Зорким и опытным своим глазом Анна Петровна замечала, что он умеет быть разным, что у него эта самая дистанция между воспитателем и ребятами как бы…. резиновая. То она растягивается, то сходит до нуля.
Еще же, надо отдать должное, есть у него что порассказать, начитан, и умеет он рассказывать. Когда войдет в раж, изобразит тебе медведя, охотника, короля, целое сражение, размахивает руками, наносит удары шпагой, даже стреляет… А ребятишкам, конечно, нравится. Вчера вечером у костра взглянула на Муханова, и кольнула ее, Анну Петровну, зависть. Никогда ее, проучившую без малого двадцать лет, не слушали так вот, раскрыв рот. Ведь иногда ставишь себе цель - провести в классе беседу на тему… Готовишься, сколько времени убьешь, и - нет! Один нехороший осадок в результате.
"А не потому ли, что ты отстала? В чем-то отстала от жизни? Не тебе ли на вопросы учеников об антимирах, о лазере, о Тунгусском метеорите приходится порой отвечать: рано вам это знать? Не потому ли, что ты недопустимо мало читаешь?"

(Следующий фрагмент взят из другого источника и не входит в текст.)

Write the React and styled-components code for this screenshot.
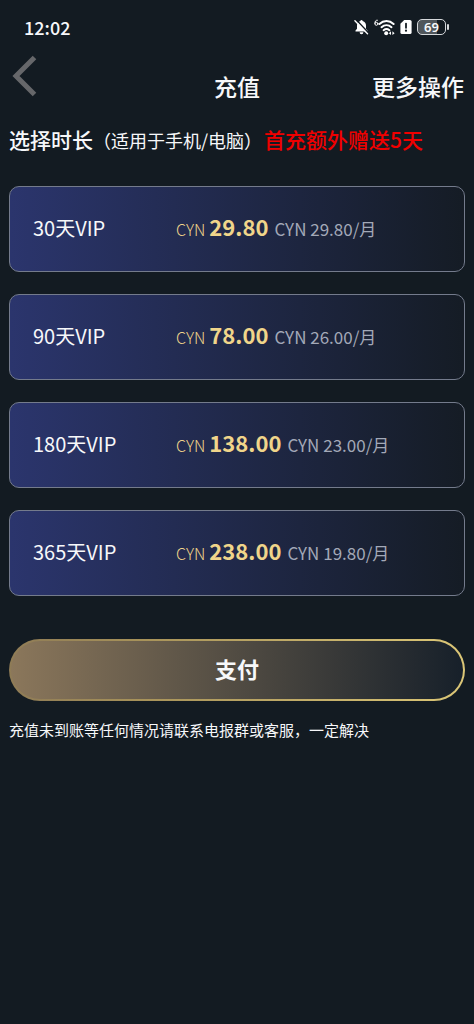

"Но я не виновата. Я не виновата в том, что у меня было такое детство, не виновата, что в сутках всего двадцать четыре часа, что все последние годы зажата в жесткий круг: уроки, кухня, тетради, уроки - кухня - тетради! И конца-края не видно…"
"Где же тогда выход? Сдаться? Бросить работу?.. А может, подумать, а может, найти время? А может, и сейчас есть оно, время, да только используешь ты его плохо? Не надо себе лгать, не надо играть с собой в прятки… Положа руку на сердце - найдешь, если захочешь".